"I have four youthful Mercuries, of ebon color, attending me, who, on the march, carry my personal weapons of defense. I do not need so many persons to wait on me, but such is their pleasure. They find their reward in the liberal leavings of the table. If I have a goat killed for European men, half of it suffices for two days for us. When it becomes slightly tainted, my Mercuries will beg for it, and devour it at a single sitting. Just outside of the door of my hut are about two dozen of my men sitting, squatted in a circle and stringing beads. A necklace of beads is each man's daily sum wherewith to buy food. I have now a little over one hundred and sixty men. Imagine one hundred and sixty necklaces given each day for the last three months—in the aggregate the sum amounts to fourteen thousand necklaces—in a year to fifty-eight thousand four hundred. A necklace of ordinary beads is cheap enough in the States, but the expense of carriage makes a necklace here equal to about twenty-five cents in value. For a necklace I can buy a chicken, or a peck of sweet potatoes, or half a peck of grain.
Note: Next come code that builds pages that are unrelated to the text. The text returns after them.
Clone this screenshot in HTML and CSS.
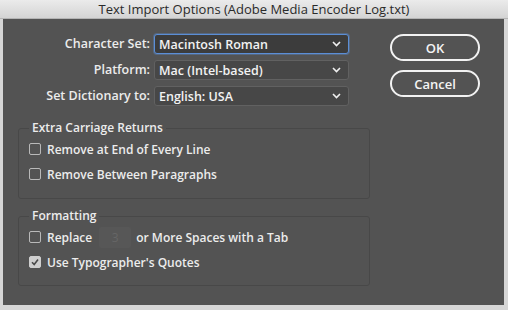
FILE: index.html
```html
<!DOCTYPE html>
<html lang="en">
<head>
  <meta charset="UTF-8" />
  <title>Text Import Options</title>
  <link rel="stylesheet" href="styles.css">
</head>
<body>
  <div class="titlebar">Text Import Options (Adobe Media Encoder Log.txt)</div>

  <div class="dialog">
    <div class="main">
      <div class="form">
        <label class="label">Character Set:</label>
        <div class="select focused">
          <span>Macintosh Roman</span>
          <svg class="chevron" width="9" height="6" viewBox="0 0 9 6"><polyline points="1,1 4.5,4.5 8,1" /></svg>
        </div>

        <label class="label">Platform:</label>
        <div class="select">
          <span>Mac (Intel-based)</span>
          <svg class="chevron" width="9" height="6" viewBox="0 0 9 6"><polyline points="1,1 4.5,4.5 8,1" /></svg>
        </div>

        <label class="label">Set Dictionary to:</label>
        <div class="select">
          <span>English: USA</span>
          <svg class="chevron" width="9" height="6" viewBox="0 0 9 6"><polyline points="1,1 4.5,4.5 8,1" /></svg>
        </div>
      </div>

      <fieldset class="group">
        <legend>Extra Carriage Returns</legend>
        <div class="row"><span class="box"></span>Remove at End of Every Line</div>
        <div class="row"><span class="box"></span>Remove Between Paragraphs</div>
      </fieldset>

      <fieldset class="group group-last">
        <legend>Formatting</legend>
        <div class="row">
          <span class="box"></span>Replace
          <span class="num">3</span>
          or More Spaces with a Tab
        </div>
        <div class="row">
          <span class="box checked">
            <svg width="10" height="10" viewBox="0 0 10 10"><polyline points="2,5.2 4.2,7.5 8,2.5" /></svg>
          </span>Use Typographer's Quotes
        </div>
      </fieldset>
    </div>

    <div class="buttons">
      <button class="btn">OK</button>
      <button class="btn">Cancel</button>
    </div>
  </div>
</body>
</html>
```

FILE: styles.css
```css
html, body {
  margin: 0;
  padding: 0;
}

body {
  width: 508px;
  height: 310px;
  background: #d6d6d6;
  font-family: "Open Sans", "DejaVu Sans", sans-serif;
  overflow: hidden;
}

.titlebar {
  height: 19px;
  line-height: 18px;
  text-align: center;
  font-size: 13px;
  color: #2a2a2a;
  background: linear-gradient(#ebebeb, #d4d4d4);
  border-bottom: 1px solid #b4b4b4;
  box-sizing: border-box;
}

.dialog {
  display: flex;
  margin: 0 4px 0 3px;
  height: 286px;
  background: #535353;
  color: #ececec;
  font-size: 12px;
  font-weight: 600;
}

.main {
  width: 367px;
}

.form {
  display: grid;
  grid-template-columns: 147px 195px;
  grid-auto-rows: 20px;
  column-gap: 4px;
  row-gap: 6px;
  padding-top: 15px;
  font-size: 12.5px;
}

.label {
  text-align: right;
  line-height: 20px;
}

.select {
  display: flex;
  align-items: center;
  justify-content: space-between;
  padding: 0 7px 0 4px;
  background: #474747;
  border: 1px solid #616161;
  border-radius: 3px;
  box-sizing: border-box;
  color: #f2f2f2;
}

.select.focused {
  background: #3c3c3c;
  border-color: #5b8ed6;
  box-shadow: 0 0 0 1px rgba(91, 142, 214, 0.35);
}

.chevron polyline {
  fill: none;
  stroke: #f0f0f0;
  stroke-width: 1.6;
}

.group {
  margin: 14px 0 0 15px;
  width: 352px;
  box-sizing: border-box;
  padding: 0 0 14px 10px;
  border: 1px solid #484848;
  border-radius: 3px;
  display: flex;
  flex-direction: column;
  gap: 5px;
}

.group-last {
  margin-top: 9px;
  padding-bottom: 13px;
}

.group legend {
  padding: 0 3px;
  line-height: 16px;
  margin-bottom: 3px;
}

.row {
  display: flex;
  align-items: center;
  height: 20px;
}

.box {
  width: 12px;
  height: 12px;
  border: 1px solid #b9b9b9;
  border-radius: 2px;
  box-sizing: border-box;
  margin-right: 6px;
  display: flex;
  align-items: center;
  justify-content: center;
}

.box.checked {
  background: #cfcfcf;
  border-color: #cfcfcf;
}

.box.checked polyline {
  fill: none;
  stroke: #4a4a4a;
  stroke-width: 1.6;
}

.num {
  width: 32px;
  height: 21px;
  margin: 0 5px 0 7px;
  background: #575757;
  border-radius: 2px;
  color: #666;
  font-weight: 400;
  line-height: 21px;
  text-align: center;
}

.buttons {
  display: flex;
  flex-direction: column;
  gap: 9px;
  padding-top: 15px;
  margin-left: 20px;
}

.btn {
  width: 90px;
  height: 27px;
  background: #535353;
  border: 2px solid #f2f2f2;
  border-radius: 14px;
  color: #f4f4f4;
  font-family: inherit;
  font-size: 13px;
  font-weight: 600;
  padding: 0;
}
```
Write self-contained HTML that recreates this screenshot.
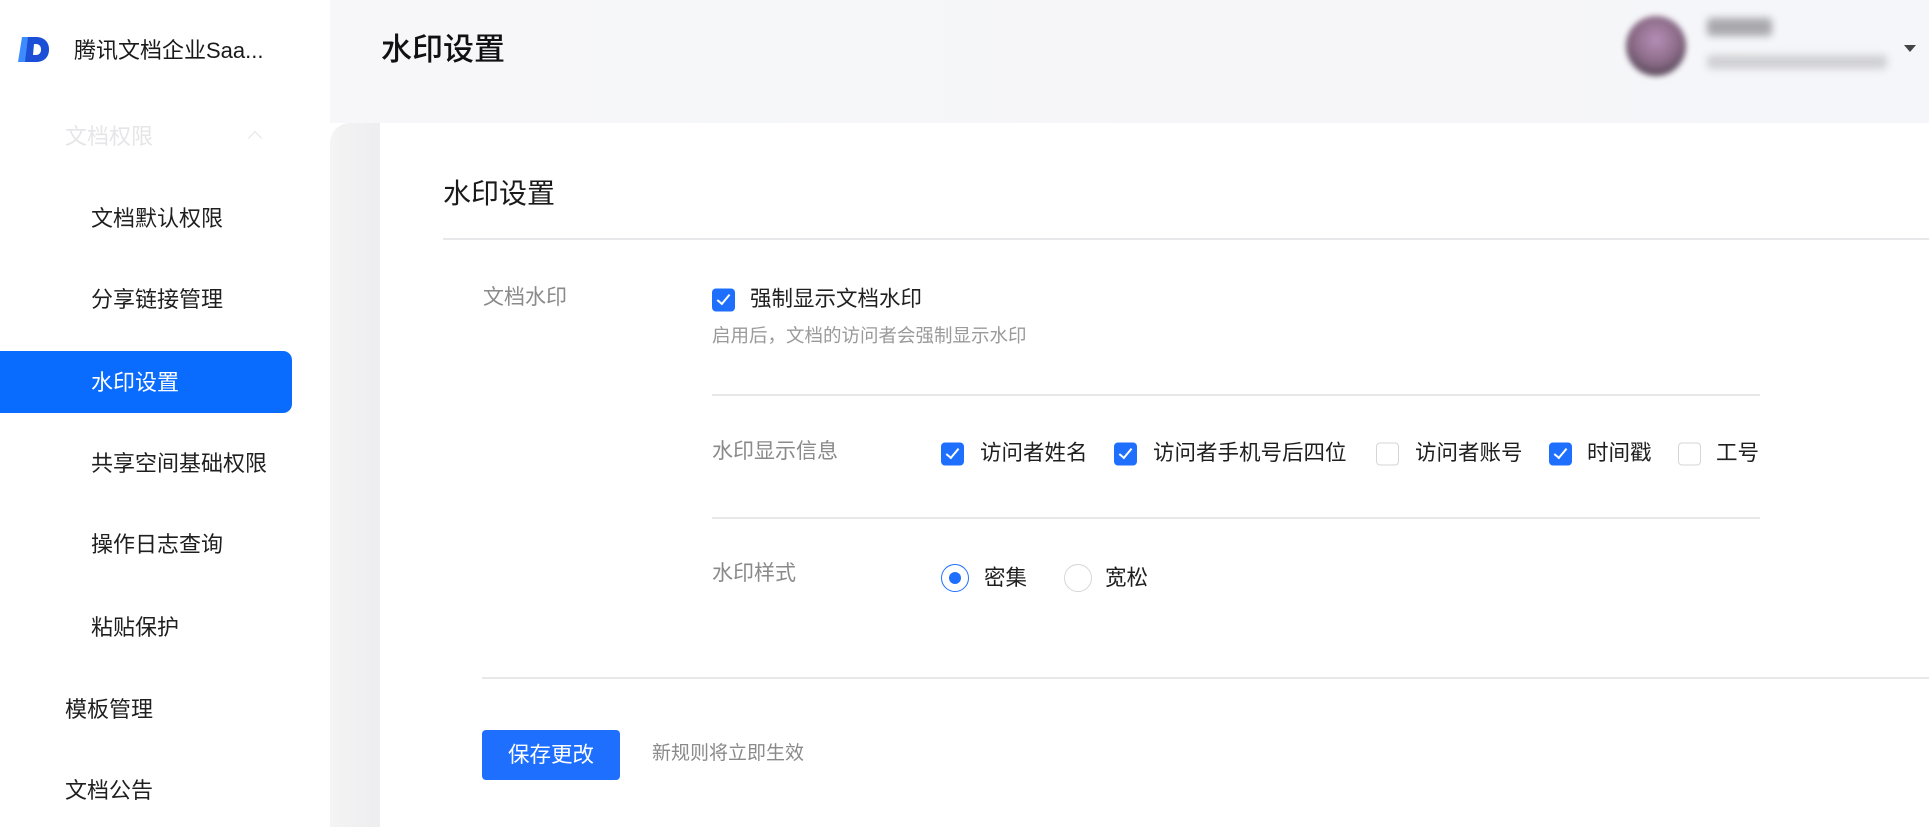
<!DOCTYPE html>
<html><head><meta charset="utf-8"><style>
*{margin:0;padding:0;box-sizing:border-box}
body{width:1929px;height:827px;overflow:hidden;position:relative;background:#fff;font-family:"Liberation Sans","Noto Sans CJK SC",sans-serif;color:#1f1f1f}
.a{position:absolute;white-space:nowrap}
.side{position:absolute;left:0;top:0;width:330px;height:827px;background:#fff}
.mi{position:absolute;left:91px;font-size:22px;line-height:26px;color:#1f1f1f;transform:translateY(-50%)}
.hdr{position:absolute;left:330px;top:0;width:1599px;height:123px;background:linear-gradient(90deg,#f7f7f9,#f5f6f9)}
.gray{position:absolute;left:330px;top:123px;width:60px;height:704px;background:linear-gradient(90deg,#f4f4f5,#ececee);border-top-left-radius:20px}
.card{position:absolute;left:380px;top:123px;width:1549px;height:704px;background:#fff}
.line{position:absolute;height:2px;background:#e8e8ea}
.cb{position:absolute;width:23px;height:23px;border-radius:4px;transform:translateY(-50%)}
.cb.on{background:#1f6fff}
.cb.on::after{content:"";position:absolute;left:8px;top:3px;width:5px;height:11px;border:solid #fff;border-width:0 2.5px 2.5px 0;transform:rotate(40deg)}
.cb.off{border:1.5px solid #d6d6d9;background:#fff}
.lbl{position:absolute;font-size:21.5px;line-height:26px;transform:translateY(-50%);color:#1f1f1f}
.gl{position:absolute;font-size:21px;line-height:26px;transform:translateY(-50%);color:#8a8a8a}
</style></head><body>
<div class="side">
<svg class="a" style="left:18px;top:37px" width="32" height="25" viewBox="0 0 32 25"><path d="M4 0h8v25H0z" fill="#3d8bff"/><path d="M10 0h8c8 0 13 5 13 12.5S26 25 18 25H7z" fill="#1a4fd6"/><path d="M16 7h2c3 0 5 2 5 5.5S21 18 18 18h-3z" fill="#fff"/></svg>
<div class="a" style="left:74px;top:38px;font-size:22px;line-height:26px;color:#1a1a1a">腾讯文档企业Saa...</div>
<div class="a" style="left:65px;top:124px;font-size:22px;line-height:26px;color:#e6e6e8">文档权限</div>
<div class="a" style="left:250px;top:133px;width:10px;height:10px;border-left:1.5px solid #e4e4e6;border-top:1.5px solid #e4e4e6;transform:rotate(45deg)"></div>
<div class="mi" style="top:219px">文档默认权限</div>
<div class="mi" style="top:300px">分享链接管理</div>
<div class="a" style="left:0;top:351px;width:292px;height:62px;background:#0a6cff;border-radius:0 9px 9px 0"></div>
<div class="mi" style="top:383px;color:#fff">水印设置</div>
<div class="mi" style="top:464px">共享空间基础权限</div>
<div class="mi" style="top:545px">操作日志查询</div>
<div class="mi" style="top:628px">粘贴保护</div>
<div class="mi" style="top:710px;left:65px">模板管理</div>
<div class="mi" style="top:791px;left:65px">文档公告</div>
</div>
<div class="hdr"></div>
<div class="a" style="left:381px;top:31px;font-size:31px;line-height:38px;font-weight:500;color:#111">水印设置</div>
<div class="a" style="left:1626px;top:16px;width:60px;height:60px;border-radius:50%;background:radial-gradient(circle at 50% 40%,#b68fb8,#8a6a86 50%,#5a4a5c 75%,#d8d4dc);filter:blur(3px)"></div>
<div class="a" style="left:1707px;top:18px;width:65px;height:18px;background:#a8a8ad;border-radius:4px;filter:blur(4px)"></div>
<div class="a" style="left:1707px;top:55px;width:180px;height:14px;background:#d0d0d4;border-radius:4px;filter:blur(4px)"></div>
<div class="a" style="left:1904px;top:45px;width:0;height:0;border-left:6px solid transparent;border-right:6px solid transparent;border-top:7px solid #444"></div>
<div class="gray"></div>
<div class="card"></div>
<div class="a" style="left:443px;top:178px;font-size:28px;line-height:32px;color:#1a1a1a">水印设置</div>
<div class="line" style="left:443px;top:238px;width:1486px"></div>
<div class="gl" style="left:483px;top:298px">文档水印</div>
<div class="cb on" style="left:712px;top:300px"></div>
<div class="lbl" style="left:750px;top:299px">强制显示文档水印</div>
<div class="a" style="left:712px;top:325px;font-size:18.5px;line-height:22px;color:#9a9a9a">启用后，文档的访问者会强制显示水印</div>
<div class="line" style="left:712px;top:394px;width:1048px"></div>
<div class="gl" style="left:712px;top:452px">水印显示信息</div>
<div class="cb on" style="left:941px;top:454px"></div><div class="lbl" style="left:980px;top:453px">访问者姓名</div>
<div class="cb on" style="left:1114px;top:454px"></div><div class="lbl" style="left:1153px;top:453px">访问者手机号后四位</div>
<div class="cb off" style="left:1376px;top:454px"></div><div class="lbl" style="left:1415px;top:453px">访问者账号</div>
<div class="cb on" style="left:1549px;top:454px"></div><div class="lbl" style="left:1587px;top:453px">时间戳</div>
<div class="cb off" style="left:1678px;top:454px"></div><div class="lbl" style="left:1716px;top:453px">工号</div>
<div class="line" style="left:712px;top:517px;width:1048px"></div>
<div class="gl" style="left:712px;top:574px">水印样式</div>
<div class="a" style="left:941px;top:564px;width:28px;height:28px;border-radius:50%;border:1.5px solid #1f6fff"></div>
<div class="a" style="left:949px;top:572px;width:12px;height:12px;border-radius:50%;background:#1f6fff"></div>
<div class="lbl" style="left:984px;top:578px">密集</div>
<div class="a" style="left:1064px;top:564px;width:28px;height:28px;border-radius:50%;border:1.5px solid #d6d6d9"></div>
<div class="lbl" style="left:1105px;top:578px">宽松</div>
<div class="line" style="left:482px;top:677px;width:1447px"></div>
<div class="a" style="left:482px;top:730px;width:138px;height:50px;background:#1f6fff;border-radius:4px;color:#fff;font-size:21.5px;line-height:50px;text-align:center">保存更改</div>
<div class="gl" style="left:652px;top:754px;color:#8a8a8a;font-size:19px">新规则将立即生效</div>
</body></html>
"I left the coast with about forty thousand yards of cloth, which, in the States, would be worth about twelve and a half cents a yard, or altogether about five thousand dollars—the expense of portage, as far as this lake, makes each yard worth about fifty cents. Two yards of cloth will purchase a goat or sheep; thirty will purchase an ox; fifteen yards are enough to purchase rations for the entire caravan."

Why these naked savages put such a high value on cloth, none of these African explorers informs us. We can understand why they should like beads, brass wire, shells and trinkets of all sorts. They certainly use very little cloth on their persons.

He adds: "These are a few of the particulars of our domestic affairs. The expedition is divided into eight squads of twenty men each, with an experienced man over each squad. They are all armed with Snider's percussion-lock muskets. A dozen or so of the most faithful have a brace of revolvers in addition to other arms."

He then goes on to speak of the battles he has fought, and it is but just to him to give his feelings as he describes them in confidential private correspondence, on being compelled to kill the savages. He says: "As God is my judge, I would prefer paying tribute, and making these savages friends rather than enemies. But some of these people are cursed with such delirious ferocity that we are compelled to defend ourselves. They attack in such numbers and so sudden, that our repeating rifles and Sniders have to be handled with such nervous rapidity as will force them back before we are forced to death; for if we allow them to come within forty yards, their spears are as fatal as bullets; their spears make fearful wounds, while their contemptible-looking arrows are as deadly weapons. * * * Since I left Zanzibar, I have traveled seven hundred and twenty miles by land and a thousand miles by water. This is a good six months' work."


CHAPTER XVIII. EXPLORATIONS OF LAKE TANGANIKA.

It was with strange feelings that Stanley caught from the last ridge the sparkling waters of Tanganika. Sweet associations were awakened at the sight, as he remembered with what a thrilling heart he first saw it gleam in the landscape. Then it was the end of a long, wasting and perilous journey—the goal of his ambition, the realization of his fondest hopes; for on its shores he believed the object for which he had toiled so long was resting. No more welcome sight ever dawned on mortal eye than its waters as they spread away on the horizon; and though he should see it a hundred times, it will never appear to him like any other sheet of water. He has formed for it an attachment that will last forever; and whenever in imagination it rises before him, it will appear like the face of a friend.

As he now descended to Ujiji, it was with sensations as though he were once more entering civilized life, for there was something almost homelike about this Arab colony. People dressed in civilized garments were moving about the streets, cattle were coming down to the lake to drink, and domestic animals scattered here and there made quite a homelike scene.